One of the smallest and probably least well-known cemeteries in Rome is actually inside Vatican City.
Just past the gate of the Swiss Guard, there is a small, beautiful graveyard, the Campo Santo Teutonico, or Teutonic Cemetery.
Burial is reserved for members of the Confraternity of Our Lady of the German Cemetery, which owns the cemetery, and for members of German colleges and religious houses in Rome.
In February 2015, Pope Francis approved the burial of a homeless Flemish man, Willy Herteleer.
It is available to visit but it’s not easy.
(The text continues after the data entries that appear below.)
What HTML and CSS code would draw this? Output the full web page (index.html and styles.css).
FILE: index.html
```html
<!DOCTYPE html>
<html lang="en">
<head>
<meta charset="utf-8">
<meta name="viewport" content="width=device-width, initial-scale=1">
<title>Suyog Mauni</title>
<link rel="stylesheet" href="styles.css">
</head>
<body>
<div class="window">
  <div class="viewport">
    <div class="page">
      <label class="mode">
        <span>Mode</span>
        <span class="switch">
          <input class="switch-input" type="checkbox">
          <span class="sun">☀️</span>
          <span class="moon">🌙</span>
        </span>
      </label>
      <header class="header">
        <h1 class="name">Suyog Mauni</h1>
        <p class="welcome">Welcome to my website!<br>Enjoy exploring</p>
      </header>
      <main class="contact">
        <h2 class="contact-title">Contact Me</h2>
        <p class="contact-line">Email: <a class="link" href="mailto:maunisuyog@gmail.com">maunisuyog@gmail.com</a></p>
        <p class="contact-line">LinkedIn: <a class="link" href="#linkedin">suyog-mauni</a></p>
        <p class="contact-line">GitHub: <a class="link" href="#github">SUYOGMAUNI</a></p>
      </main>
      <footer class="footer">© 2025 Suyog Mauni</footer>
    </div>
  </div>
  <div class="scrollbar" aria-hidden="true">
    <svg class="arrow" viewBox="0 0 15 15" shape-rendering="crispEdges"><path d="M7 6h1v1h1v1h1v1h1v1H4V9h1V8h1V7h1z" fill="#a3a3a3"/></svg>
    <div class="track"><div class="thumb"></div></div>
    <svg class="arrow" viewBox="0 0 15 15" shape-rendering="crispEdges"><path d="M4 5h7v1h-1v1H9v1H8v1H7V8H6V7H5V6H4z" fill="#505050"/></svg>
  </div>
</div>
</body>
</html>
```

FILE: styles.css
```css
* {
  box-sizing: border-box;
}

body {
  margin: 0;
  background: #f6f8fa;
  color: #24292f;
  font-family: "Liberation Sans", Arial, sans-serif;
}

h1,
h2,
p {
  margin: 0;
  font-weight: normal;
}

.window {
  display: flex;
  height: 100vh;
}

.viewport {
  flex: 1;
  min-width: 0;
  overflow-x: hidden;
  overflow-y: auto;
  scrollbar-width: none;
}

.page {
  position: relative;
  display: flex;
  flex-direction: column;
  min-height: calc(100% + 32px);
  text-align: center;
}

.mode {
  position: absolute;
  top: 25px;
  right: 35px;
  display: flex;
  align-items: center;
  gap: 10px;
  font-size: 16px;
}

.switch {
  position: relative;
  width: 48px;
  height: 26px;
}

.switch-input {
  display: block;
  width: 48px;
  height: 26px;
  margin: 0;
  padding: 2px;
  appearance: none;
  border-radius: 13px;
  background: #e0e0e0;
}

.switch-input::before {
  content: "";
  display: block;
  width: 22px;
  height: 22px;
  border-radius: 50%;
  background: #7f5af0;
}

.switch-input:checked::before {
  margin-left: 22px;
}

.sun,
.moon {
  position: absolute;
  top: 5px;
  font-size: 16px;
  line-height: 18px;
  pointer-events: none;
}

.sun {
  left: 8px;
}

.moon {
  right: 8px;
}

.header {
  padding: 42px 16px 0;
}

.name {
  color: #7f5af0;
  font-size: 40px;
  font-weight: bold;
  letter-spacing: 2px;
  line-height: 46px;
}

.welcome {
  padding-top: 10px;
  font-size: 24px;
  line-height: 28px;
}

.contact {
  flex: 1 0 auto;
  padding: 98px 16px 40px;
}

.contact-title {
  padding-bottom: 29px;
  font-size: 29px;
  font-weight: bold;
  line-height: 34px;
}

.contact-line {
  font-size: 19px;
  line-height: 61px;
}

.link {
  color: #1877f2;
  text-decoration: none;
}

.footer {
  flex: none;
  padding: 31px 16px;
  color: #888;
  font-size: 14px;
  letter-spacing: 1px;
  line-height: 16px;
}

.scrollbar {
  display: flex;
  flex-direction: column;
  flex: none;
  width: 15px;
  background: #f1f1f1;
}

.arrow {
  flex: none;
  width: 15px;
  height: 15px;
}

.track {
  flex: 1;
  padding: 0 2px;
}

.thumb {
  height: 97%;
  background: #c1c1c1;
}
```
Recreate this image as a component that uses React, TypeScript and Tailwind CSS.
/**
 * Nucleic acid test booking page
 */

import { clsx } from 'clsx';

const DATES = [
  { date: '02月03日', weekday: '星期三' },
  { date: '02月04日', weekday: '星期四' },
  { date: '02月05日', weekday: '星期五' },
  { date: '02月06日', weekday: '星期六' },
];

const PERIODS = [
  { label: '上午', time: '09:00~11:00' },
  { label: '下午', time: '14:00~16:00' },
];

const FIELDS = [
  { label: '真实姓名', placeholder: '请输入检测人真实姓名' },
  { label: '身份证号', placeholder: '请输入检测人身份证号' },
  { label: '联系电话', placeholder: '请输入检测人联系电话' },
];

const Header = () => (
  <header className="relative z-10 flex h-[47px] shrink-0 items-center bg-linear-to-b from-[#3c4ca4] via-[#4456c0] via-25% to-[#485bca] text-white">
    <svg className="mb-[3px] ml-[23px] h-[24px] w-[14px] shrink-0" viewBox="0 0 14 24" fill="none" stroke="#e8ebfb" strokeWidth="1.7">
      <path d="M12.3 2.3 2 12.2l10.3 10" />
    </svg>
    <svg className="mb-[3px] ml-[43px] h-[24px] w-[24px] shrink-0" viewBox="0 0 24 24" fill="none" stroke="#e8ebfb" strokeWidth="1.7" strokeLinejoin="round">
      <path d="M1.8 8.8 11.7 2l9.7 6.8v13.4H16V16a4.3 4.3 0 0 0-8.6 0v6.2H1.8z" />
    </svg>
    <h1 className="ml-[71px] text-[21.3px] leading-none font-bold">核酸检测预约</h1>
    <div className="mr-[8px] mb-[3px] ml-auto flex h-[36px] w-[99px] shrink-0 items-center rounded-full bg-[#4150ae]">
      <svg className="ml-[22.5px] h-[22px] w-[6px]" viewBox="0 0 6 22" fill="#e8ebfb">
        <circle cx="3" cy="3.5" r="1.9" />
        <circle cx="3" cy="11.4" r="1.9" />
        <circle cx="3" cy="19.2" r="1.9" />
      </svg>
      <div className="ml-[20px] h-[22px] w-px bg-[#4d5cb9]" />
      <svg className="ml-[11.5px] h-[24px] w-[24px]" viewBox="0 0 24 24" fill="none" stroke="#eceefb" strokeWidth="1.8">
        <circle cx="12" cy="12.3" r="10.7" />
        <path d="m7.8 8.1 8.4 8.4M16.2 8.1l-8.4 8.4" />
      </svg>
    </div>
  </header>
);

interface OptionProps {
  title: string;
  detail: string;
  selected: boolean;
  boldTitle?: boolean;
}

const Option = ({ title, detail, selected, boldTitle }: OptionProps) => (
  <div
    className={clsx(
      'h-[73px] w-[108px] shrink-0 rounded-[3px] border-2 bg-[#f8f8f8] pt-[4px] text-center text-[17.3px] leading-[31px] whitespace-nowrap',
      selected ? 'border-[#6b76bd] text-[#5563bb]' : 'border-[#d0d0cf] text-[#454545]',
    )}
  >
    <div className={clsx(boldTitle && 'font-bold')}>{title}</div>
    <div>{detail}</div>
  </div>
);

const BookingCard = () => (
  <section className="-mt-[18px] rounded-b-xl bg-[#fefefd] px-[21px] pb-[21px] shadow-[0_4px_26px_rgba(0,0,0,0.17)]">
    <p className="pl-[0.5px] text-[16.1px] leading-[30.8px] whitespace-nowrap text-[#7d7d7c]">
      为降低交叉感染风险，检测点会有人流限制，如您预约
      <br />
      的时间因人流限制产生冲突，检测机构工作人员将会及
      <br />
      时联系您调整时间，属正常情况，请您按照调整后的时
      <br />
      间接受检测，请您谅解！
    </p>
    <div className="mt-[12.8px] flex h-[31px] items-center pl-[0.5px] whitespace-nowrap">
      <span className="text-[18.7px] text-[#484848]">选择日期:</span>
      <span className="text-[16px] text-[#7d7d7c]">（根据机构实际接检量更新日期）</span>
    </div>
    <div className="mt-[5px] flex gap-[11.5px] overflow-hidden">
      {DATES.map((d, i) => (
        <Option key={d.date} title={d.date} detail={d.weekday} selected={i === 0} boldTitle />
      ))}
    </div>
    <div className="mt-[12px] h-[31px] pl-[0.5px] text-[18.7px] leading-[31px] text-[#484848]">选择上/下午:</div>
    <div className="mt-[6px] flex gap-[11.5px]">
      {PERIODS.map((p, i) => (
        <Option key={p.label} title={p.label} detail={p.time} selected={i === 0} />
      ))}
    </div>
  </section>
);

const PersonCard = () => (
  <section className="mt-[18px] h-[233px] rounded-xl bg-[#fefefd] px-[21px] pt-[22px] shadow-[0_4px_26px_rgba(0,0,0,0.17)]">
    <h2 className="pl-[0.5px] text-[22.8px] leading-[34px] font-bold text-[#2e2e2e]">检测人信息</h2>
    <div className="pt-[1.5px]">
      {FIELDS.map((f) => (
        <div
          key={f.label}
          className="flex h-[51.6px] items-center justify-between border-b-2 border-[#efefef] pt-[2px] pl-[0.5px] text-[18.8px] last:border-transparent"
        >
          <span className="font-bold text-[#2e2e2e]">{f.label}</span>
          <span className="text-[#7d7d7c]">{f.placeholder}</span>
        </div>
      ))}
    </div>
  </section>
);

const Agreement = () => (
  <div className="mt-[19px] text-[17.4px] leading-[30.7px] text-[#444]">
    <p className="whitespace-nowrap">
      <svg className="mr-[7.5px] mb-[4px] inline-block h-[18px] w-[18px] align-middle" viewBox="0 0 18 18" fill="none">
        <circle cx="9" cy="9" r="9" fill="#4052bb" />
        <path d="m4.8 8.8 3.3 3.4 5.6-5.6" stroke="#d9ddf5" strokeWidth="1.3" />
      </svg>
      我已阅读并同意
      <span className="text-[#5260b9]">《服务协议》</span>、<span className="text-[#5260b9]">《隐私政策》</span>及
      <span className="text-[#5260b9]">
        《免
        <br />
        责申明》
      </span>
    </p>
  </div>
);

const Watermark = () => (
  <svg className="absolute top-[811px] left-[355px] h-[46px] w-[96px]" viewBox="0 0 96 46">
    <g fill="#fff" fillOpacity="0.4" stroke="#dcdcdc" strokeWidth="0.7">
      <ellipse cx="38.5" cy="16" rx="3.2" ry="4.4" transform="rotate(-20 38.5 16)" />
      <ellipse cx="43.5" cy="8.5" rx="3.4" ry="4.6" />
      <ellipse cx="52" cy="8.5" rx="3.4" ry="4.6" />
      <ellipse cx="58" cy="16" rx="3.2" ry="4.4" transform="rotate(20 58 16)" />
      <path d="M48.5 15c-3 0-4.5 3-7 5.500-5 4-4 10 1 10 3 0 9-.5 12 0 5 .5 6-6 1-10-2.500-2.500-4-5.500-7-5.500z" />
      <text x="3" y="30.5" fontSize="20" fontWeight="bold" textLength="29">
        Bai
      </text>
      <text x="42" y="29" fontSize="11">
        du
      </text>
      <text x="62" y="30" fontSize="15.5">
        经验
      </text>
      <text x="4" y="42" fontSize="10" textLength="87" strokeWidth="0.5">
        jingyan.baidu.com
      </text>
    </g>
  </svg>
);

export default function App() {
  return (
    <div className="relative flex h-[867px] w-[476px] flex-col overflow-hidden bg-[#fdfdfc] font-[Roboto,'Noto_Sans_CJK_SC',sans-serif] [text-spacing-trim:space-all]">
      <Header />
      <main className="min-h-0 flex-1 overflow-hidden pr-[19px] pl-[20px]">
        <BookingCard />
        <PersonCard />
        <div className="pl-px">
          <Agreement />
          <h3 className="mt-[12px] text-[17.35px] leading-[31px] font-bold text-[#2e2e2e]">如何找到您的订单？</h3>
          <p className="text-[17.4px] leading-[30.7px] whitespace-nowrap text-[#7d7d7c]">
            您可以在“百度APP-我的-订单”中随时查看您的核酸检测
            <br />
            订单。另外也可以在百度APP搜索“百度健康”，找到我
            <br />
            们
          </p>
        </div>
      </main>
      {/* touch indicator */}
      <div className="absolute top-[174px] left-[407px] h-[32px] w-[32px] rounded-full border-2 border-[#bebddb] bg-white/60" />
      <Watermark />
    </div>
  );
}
You need to come between 9am – 12pm, and you must ask the Swiss Guard if you can visit the cemetery.
I once heard you had to ask them in Dutch or German but I believe you can ask in another language as well.
Address: Via di Porta Cavalleggeri, 7891, 00165 IT, 00120 Roma, Vatican City
Hours: Open Thursday - Tuesday 9 am – 12 pm. Closed on Wednesdays.
High on the Janiculum Hill overlooking Rome, you will find an imposing equestrian statue of Giuseppe Garibaldi, the famed Italian general and leader of the Italian “Risorgimento”, which was a long-fought war for the unification of Italy.
The statue is in a “Piazzale”, or round plaza, and from there you can wander past the Eucalyptus trees to visit the “Big Fountain.”
All this quiet beauty seems an unusual place to have a cemetery, but it was in fact one of the sites of the bloodiest battles fought for Rome’s liberation.
Just past the Big Fountain you will come to a Fascist-style monument (inaugurated in 1941), called the Ossario, or bone-repository (yes it sounds much more elegant in Latin.)
The Mausoleum houses the remains of those who died in the battles for Rome between 1849 to 1870.
One of the most famous graves in this Rome cemetery is that of Goffredo Mameli, a young Genoese poet, who was wounded nearby in 1849. He died of his injuries at the age of only 22.
Address: Mausoleo Ossario Garibaldino, Via Garibaldi, 29
Hours: Open on Thursdays 10.30 am – 12.30 pm.